**AIM:** Check each line of the listing below for the word "TypeScript" and say how many lines have it. Nothing else should be written.

*** RECORDED INFORMATION

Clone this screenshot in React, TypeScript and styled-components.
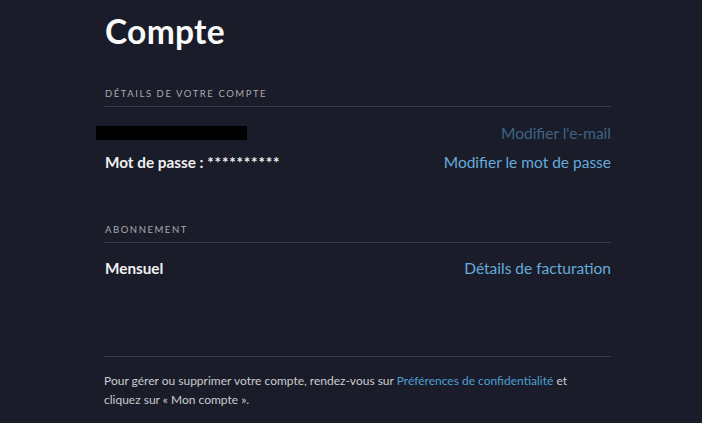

******
*** RECORDED INFORMATION

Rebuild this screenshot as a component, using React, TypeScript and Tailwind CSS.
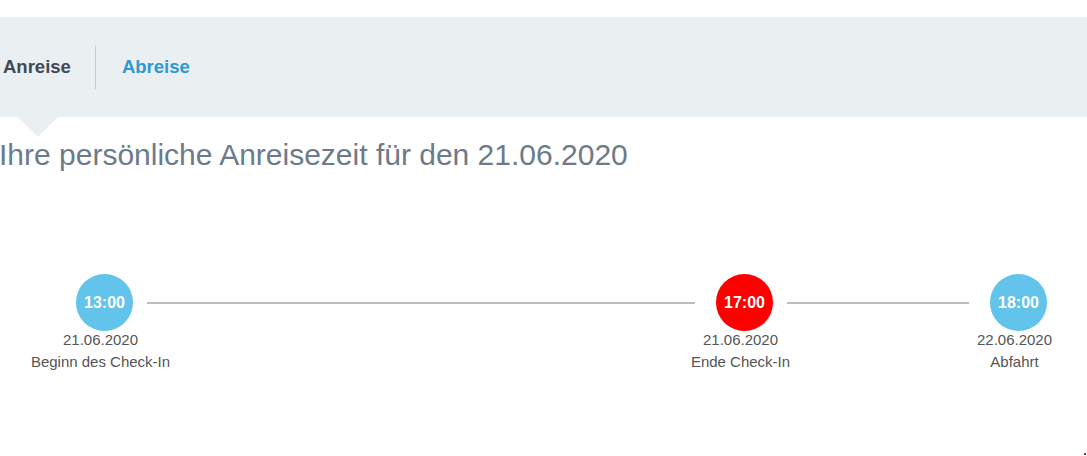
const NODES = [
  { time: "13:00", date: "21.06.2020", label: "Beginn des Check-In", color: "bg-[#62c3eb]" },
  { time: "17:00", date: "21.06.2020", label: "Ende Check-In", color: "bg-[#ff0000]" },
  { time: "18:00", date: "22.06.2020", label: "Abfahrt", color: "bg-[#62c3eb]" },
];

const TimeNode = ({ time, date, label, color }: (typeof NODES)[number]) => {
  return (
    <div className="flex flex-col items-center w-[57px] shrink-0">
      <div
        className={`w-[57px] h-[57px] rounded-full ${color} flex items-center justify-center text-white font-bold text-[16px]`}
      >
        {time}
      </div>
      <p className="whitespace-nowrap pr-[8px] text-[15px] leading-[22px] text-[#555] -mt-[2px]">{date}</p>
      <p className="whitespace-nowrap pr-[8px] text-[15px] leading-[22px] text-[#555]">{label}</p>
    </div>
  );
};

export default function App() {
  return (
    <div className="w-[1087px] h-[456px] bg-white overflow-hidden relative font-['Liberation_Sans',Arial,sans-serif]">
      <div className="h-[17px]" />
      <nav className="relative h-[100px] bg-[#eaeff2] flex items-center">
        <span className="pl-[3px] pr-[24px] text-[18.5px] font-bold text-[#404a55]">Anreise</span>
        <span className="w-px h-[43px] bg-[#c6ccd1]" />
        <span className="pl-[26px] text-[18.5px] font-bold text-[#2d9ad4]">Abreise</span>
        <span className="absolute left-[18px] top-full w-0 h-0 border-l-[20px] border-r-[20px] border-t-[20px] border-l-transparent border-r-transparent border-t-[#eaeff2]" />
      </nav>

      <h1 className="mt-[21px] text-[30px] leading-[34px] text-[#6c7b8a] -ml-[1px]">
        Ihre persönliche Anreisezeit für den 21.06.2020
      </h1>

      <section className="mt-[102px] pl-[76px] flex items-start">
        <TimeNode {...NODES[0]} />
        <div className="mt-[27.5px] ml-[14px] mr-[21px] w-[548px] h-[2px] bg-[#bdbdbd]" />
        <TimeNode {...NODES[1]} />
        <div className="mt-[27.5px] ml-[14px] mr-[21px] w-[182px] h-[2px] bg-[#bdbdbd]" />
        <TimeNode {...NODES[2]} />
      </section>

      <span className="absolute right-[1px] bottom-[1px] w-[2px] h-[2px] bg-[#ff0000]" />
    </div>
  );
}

******

**WRITTEN SOLUTION:** 2